Water sometimes does queer things, but it has never been known to reverse nature. By a fundamental law of hydrostatics water always seeks its level and flows in the direction of least resistance. If water ever made the Grand Canon it had to climb a hill and cut its way through the backbone of the Buckskin mountains, which are not a range of peaks but a broad plateau of solid rock. Into this rock the canon is sunk more than a mile deep, from six to eighteen miles wide and over two hundred miles long.

In order to make the theory of water erosion tenable it is assumed that the Colorado river started in its incipiency like any other river. After a time the river bed began to rise and was gradually pushed up more and more by some unknown subterranean force as the water cut deeper and deeper into the rock until the Grand Canon was formed.

Captain Hance has a theory that the canon originated in an underground stream which tunneled until it cut its way through to the surface. As improbable as is this theory it is as plausible as the erosion theory, but both theories appear to be equally absurd.

At some remote period of time the entire southwest was rent and torn by an awful cataclysm which caused numerous fissures and seams to appear all over the country. The force that did the work had its origin in the earth and acted by producing lateral displacement rather than direct upheaval. Whenever that event occurred the fracture which marks the course of the Grand Canon was made and, breaking through the enclosing wall of the Great Basin, set free the waters of an inland sea. What the seismic force began the flood of liberated water helped to finish, and there was born the greatest natural wonder of the known world.

There are canons all over Arizona and the southwest that resemble the Grand Canon, except that they were made on a smaller scale. Many of them are perfectly dry and apparently never contained any running water. They are all so much alike that they were evidently made at the same time and by the same cause.

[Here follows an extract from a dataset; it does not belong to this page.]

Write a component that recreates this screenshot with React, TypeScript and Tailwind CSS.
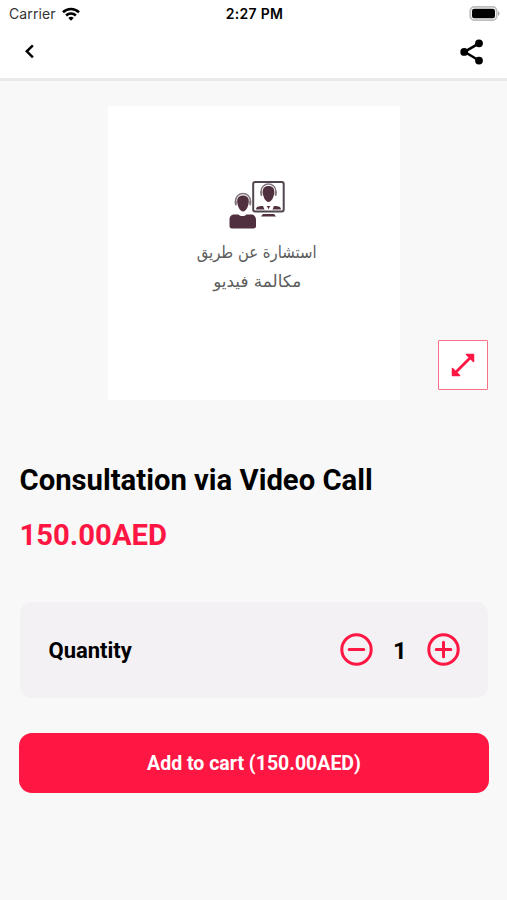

Walnut Canon and Canon Diablo are familiar examples of canon formation.

The rocks in the canons do not stand on end, but lie in horizontal strata and show but little dip anywhere. Indeed, the rocks lie so plumb in many places that they resemble the most perfect masonry.

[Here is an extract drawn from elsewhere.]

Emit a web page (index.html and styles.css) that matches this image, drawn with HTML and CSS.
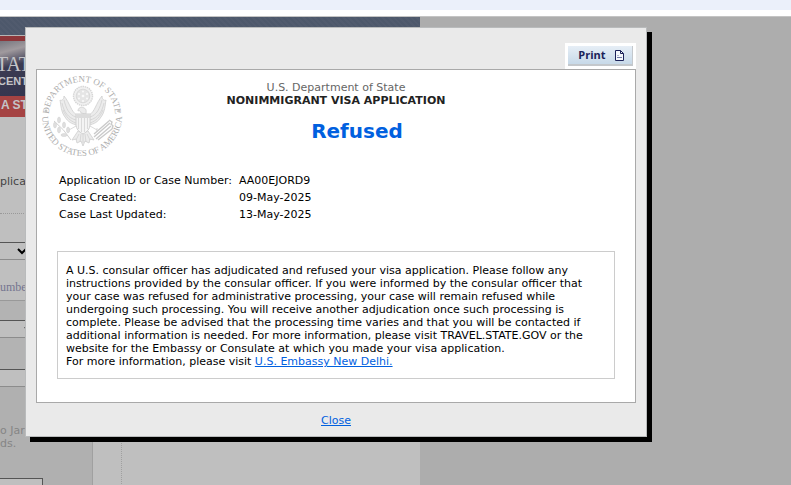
FILE: index.html
```
<!DOCTYPE html>
<html lang="en">
<head>
    <meta charset="UTF-8">
    <title>Visa Status Check</title>
    <link rel="stylesheet" href="styles.css">
</head>
<body>
    <div class="browser-bar"></div>
    <div class="viewport">
        <div class="page">
            <div class="site">
                <div class="topbar"></div>
                <header class="banner">
                    <div class="banner-name">TAT</div>
                    <div class="banner-center">CENT</div>
                    <div class="banner-title">A ST</div>
                </header>
                <div class="columns">
                    <form class="status-form">
                        <p class="intro">plicat</p>
                        <div class="row location">
                            <select aria-label="Location"><option></option></select>
                        </div>
                        <label class="number-label" for="caseNumber">umbe</label>
                        <div class="row type">
                            <select aria-label="Case type"><option></option></select>
                        </div>
                        <div class="row number">
                            <input type="text" id="caseNumber">
                        </div>
                        <p class="note">o Jar<br>ds.</p>
                        <input class="code" type="text" aria-label="Code">
                    </form>
                    <div class="gutter"></div>
                </div>
            </div>
        </div>

        <div class="modal" role="dialog" aria-label="Visa status">
            <div class="toolbar">
                <button class="print" type="button">
                    Print
                    <svg width="9" height="11" viewBox="0 0 9 11" fill="none" stroke="#1b2259">
                        <path d="M.5 .5h5l3 3v7h-8z" fill="#f4f8fc"/>
                        <path d="M5.5 .5v3h3"/>
                        <path d="M2.500 5.500h1M2 7.500h5" stroke="#7079a5"/>
                    </svg>
                </button>
            </div>
            <div class="panel">
                <svg class="seal" width="92" height="92" viewBox="0 0 92 92">
                    <defs>
                        <path id="arcTop" d="M12 46a33 33 0 0 1 66 0"/>
                        <path id="arcBottom" d="M5 47a40 40 0 0 0 80 0"/>
                    </defs>
                    <g class="seal-text">
                        <text font-size="9"><textPath href="#arcTop" startOffset="50%" text-anchor="middle">DEPARTMENT OF STATE</textPath></text>
                        <text font-size="9"><textPath href="#arcBottom" startOffset="50%" text-anchor="middle">UNITED STATES OF AMERICA</textPath></text>
                    </g>
                    <g fill="#c4c4c4">
                        <circle cx="9" cy="42" r="1.4"/>
                        <circle cx="82" cy="42" r="1.4"/>
                    </g>
                    <!-- glory with stars -->
                    <circle cx="46" cy="27" r="9.5" fill="#f1f1f1" stroke="#d6d6d6" stroke-width="1.4" stroke-dasharray="1.5 .7"/>
                    <circle cx="46" cy="27" r="6.8" fill="#e5e5e5" stroke="#dadada"/>
                    <g fill="#fafafa">
                        <circle cx="46" cy="22.5" r="1"/><circle cx="50" cy="25" r="1"/><circle cx="50" cy="29.5" r="1"/>
                        <circle cx="46" cy="32" r="1"/><circle cx="42" cy="29.5" r="1"/><circle cx="42" cy="25" r="1"/><circle cx="46" cy="27" r="1.3"/>
                    </g>
                    <!-- wings and tail -->
                    <g fill="#ececec" stroke="#d3d3d3" stroke-width=".9">
                        <path d="M40 46C34 43 33 34 27 27c0 4-3 5-4 4 1 5 1 12 5 17 3 5 7 7 12 8z"/>
                        <path d="M52 46C58 43 59 34 65 27c0 4 3 5 4 4-1 5-1 12-5 17-3 5-7 7-12 8z"/>
                        <path d="M41 62l-6 9 4-1 1 4 4-2 2 5 2-5 4 2 1-4 4 1-6-9z"/>
                        <path d="M44 44c0-2-2-3-3-2 0-3 3-5 6-3 3 1 2 4 2 6z"/>
                    </g>
                    <g fill="none" stroke="#d0d0d0" stroke-width=".8">
                        <path d="M27 31c2 8 5 15 12 17M25 34c2 9 6 15 14 17M26 41c3 7 7 11 13 13M65 31c-2 8-5 15-12 17M67 34c-2 9-6 15-14 17M66 41c-3 7-7 11-13 13"/>
                        <path d="M42 65l-3 6M44 65l-1 8M46 65v9M48 65l1 8M50 65l3 6M39 57l-7 4M53 57l7 4M32 59v4M60 59v4"/>
                    </g>
                    <path d="M39 45h14v10c0 5-3 8-7 10-4-2-7-5-7-10z" fill="#f7f7f7" stroke="#d0d0d0"/>
                    <path d="M39 45h14v4H39z" fill="#dcdcdc"/>
                    <path d="M41.5 49v11M44.5 49v14M47.5 49v14M50.5 49v11" stroke="#dadada" stroke-width="1.2"/>
                    <!-- olive branch -->
                    <path d="M17 52q10 8 17 19" fill="none" stroke="#d2d2d2"/>
                    <g fill="#dedede" stroke="#d0d0d0" stroke-width=".5">
                        <ellipse cx="18" cy="56" rx="1.5" ry="3"/><ellipse cx="22" cy="51" rx="1.5" ry="3"/>
                        <ellipse cx="22" cy="61" rx="1.5" ry="3"/><ellipse cx="27" cy="56" rx="1.5" ry="3"/>
                        <ellipse cx="27" cy="66" rx="3" ry="1.5"/><ellipse cx="31" cy="61" rx="1.5" ry="3"/>
                    </g>
                    <!-- arrows -->
                    <path d="M57 68l16-14M59 70l15-13M61 71l14-11M72 51l3 2-1 3M74 55l2 2-1 3M57 65l15-13" fill="none" stroke="#cacaca" stroke-width="1.4"/>
                </svg>
                <div class="heading">
                    <div class="department">U.S. Department of State</div>
                    <div class="application">NONIMMIGRANT VISA APPLICATION</div>
                </div>
                <h1 class="status">Refused</h1>
                <table class="case">
                    <tr>
                        <th scope="row">Application ID or Case Number:</th>
                        <td>AA00EJORD9</td>
                    </tr>
                    <tr>
                        <th scope="row">Case Created:</th>
                        <td>09-May-2025</td>
                    </tr>
                    <tr>
                        <th scope="row">Case Last Updated:</th>
                        <td>13-May-2025</td>
                    </tr>
                </table>
                <div class="message">
                    A U.S. consular officer has adjudicated and refused your visa application. Please follow any instructions provided by the consular officer. If you were informed by the consular officer that your case was refused for administrative processing, your case will remain refused while undergoing such processing. You will receive another adjudication once such processing is complete. Please be advised that the processing time varies and that you will be contacted if additional information is needed. For more information, please visit TRAVEL.STATE.GOV or the website for the Embassy or Consulate at which you made your visa application.<br>
                    For more information, please visit <a href="#">U.S. Embassy New Delhi.</a>
                </div>
            </div>
            <div class="footer"><a href="#">Close</a></div>
        </div>
    </div>
</body>
</html>
```
FILE: styles.css
```
* {
    box-sizing: border-box;
}
body {
    margin: 0;
    height: 100vh;
    display: flex;
    flex-direction: column;
    overflow: hidden;
    font-family: Verdana, "DejaVu Sans", sans-serif;
    font-size: 11px;
    line-height: 13px;
    color: #000;
}
a {
    color: #0060df;
}
.browser-bar {
    flex: none;
    height: 16px;
    background: #ebf0fa;
    border-bottom: 6px solid #fff;
}
.viewport {
    position: relative;
    flex: 1;
    min-height: 0;
    border-top: 1px solid #c4c4c4;
    background: #adadad;
}

/* dimmed page behind the dialog */
.page {
    height: 100%;
    overflow: hidden;
}
.site {
    width: 420px;
    min-height: 100%;
    display: flex;
    flex-direction: column;
    background: #bfbfbf;
}
.topbar {
    height: 19px;
    background: repeating-linear-gradient(45deg, #4d586b 0, #4d586b 2px, #515b6e 2px, #515b6e 4px);
    border-bottom: 1px solid #b5b5b5;
}
.banner {
    height: 81px;
    width: 93px;
    border-top: 5px solid #8d363a;
    background: linear-gradient(165deg, #77777f 0, #a09a9e 12%, #3b3b52 28%, #2c2e4b 100%);
    color: #c4c4c8;
    overflow: hidden;
}
.banner-name {
    margin: 12px 0 0 -4px;
    font: 20px/22px "Liberation Serif", serif;
}
.banner-center {
    margin-left: -2px;
    font: bold 11px/12px "Liberation Sans", sans-serif;
}
.banner-title {
    margin-top: 9px;
    padding-left: 1px;
    height: 21px;
    background: #a54343;
    font: bold 12px/19px "Liberation Sans", sans-serif;
}
.columns {
    flex: 1;
    display: flex;
}
.status-form {
    width: 93px;
    border-right: 1px solid #a0a0a0;
}
.gutter {
    width: 29px;
    border-right: 1px dotted #a0a0a0;
}
.intro {
    margin: 0;
    padding: 58px 0 25px;
    border-bottom: 1px dotted #999;
    color: #444;
}
.status-form select,
.status-form input {
    display: block;
    width: 31px;
    height: 18px;
    margin: 0;
    border: 1px solid #8c8c8c;
    border-top-color: #555;
    border-left: 0;
    border-radius: 0;
    background: #bfbfbf;
}
.location {
    margin-top: 28px;
}
.number-label {
    display: block;
    padding: 20px 0 5px;
    border-bottom: 1px solid #999;
    font: 12px/15px "Liberation Serif", serif;
    color: #74748f;
}
.type {
    padding: 19px 0 31px;
    background: #b3b3b3;
}
.status-form .type select {
    width: 38px;
}
.number {
    background: #b3b3b3;
}
.note {
    margin: 0;
    padding: 37px 0 28px;
    background: #b0b0b0;
    color: #858585;
}
.status-form .code {
    width: 43px;
    border-right-color: #555;
    box-shadow: 0 0 0 50px #b0b0b0;
    clip-path: inset(0 -49px -20px 0);
}

/* dialog */
.modal {
    position: absolute;
    top: 10px;
    left: 25px;
    right: 144px;
    padding: 15px 10px 9px;
    background: #eaeaea;
    border: 1px solid #b9bbbc;
    box-shadow: 5px 5px 0 #000;
}
.toolbar {
    display: flex;
    justify-content: flex-end;
}
.print {
    display: flex;
    align-items: center;
    justify-content: center;
    gap: 9px;
    width: 71px;
    height: 26px;
    padding: 0 2px 2px 3px;
    border: 3px solid #fff;
    background: linear-gradient(#e6eef6, #c4d7e7);
    box-shadow: inset -1px -2px 0 #c4c8cc;
    color: #1b2259;
    font: bold 11px/16px "Open Sans", sans-serif;
}
.panel {
    position: relative;
    padding: 11px 20px 23px;
    background: #fff;
    border: 1px solid #a9a9a9;
}
.seal {
    position: absolute;
    top: -1px;
    left: 0;
}
.seal-text {
    fill: #adadad;
    font-family: "Liberation Serif", serif;
}
.heading {
    text-align: center;
}
.department {
    color: #666;
}
.application {
    font-weight: bold;
    color: #222;
}
.status {
    margin: 12px 0 29px;
    padding-left: 42px;
    font-size: 20px;
    line-height: 24px;
    text-align: center;
    color: #0060df;
}
.case {
    border-collapse: collapse;
    margin-bottom: 28px;
}
.case th,
.case td {
    padding: 2px;
    text-align: left;
    font-weight: normal;
}
.case th {
    width: 180px;
    white-space: nowrap;
}
.message {
    padding: 12px 20px 10px 8px;
    border: 1px solid #ccc;
}
.footer {
    margin-top: 11px;
    text-align: center;
}
```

The rim rock of the Mogollon Mesa is of the same character as the walls of the Grand Canon and is an important part of the canon system. It is almost a perpendicular cliff from one to three thousand feet high which extends from east to west across central Arizona and divides the great northern plateau from the southern valleys. It is one side of an immense vault or canon wall whose mate has been lost or dropped completely out of sight.

In many of the canons where water flows continuously, effects are produced that are exactly the opposite of those ascribed to water erosion. Instead of the running water cutting deeper into the earth it has partly filled the canon with alluvium, thereby demonstrating nature's universal leveling process. Even the floods of water which pour through them during every rainy season with an almost irresistible force carry in more soil than they wash out and every freshet only adds new soil to the old deposits. If these canons were all originally made by water erosion as is claimed, why does not the water continue to act in the same manner now but, instead, completely reverses itself as above stated?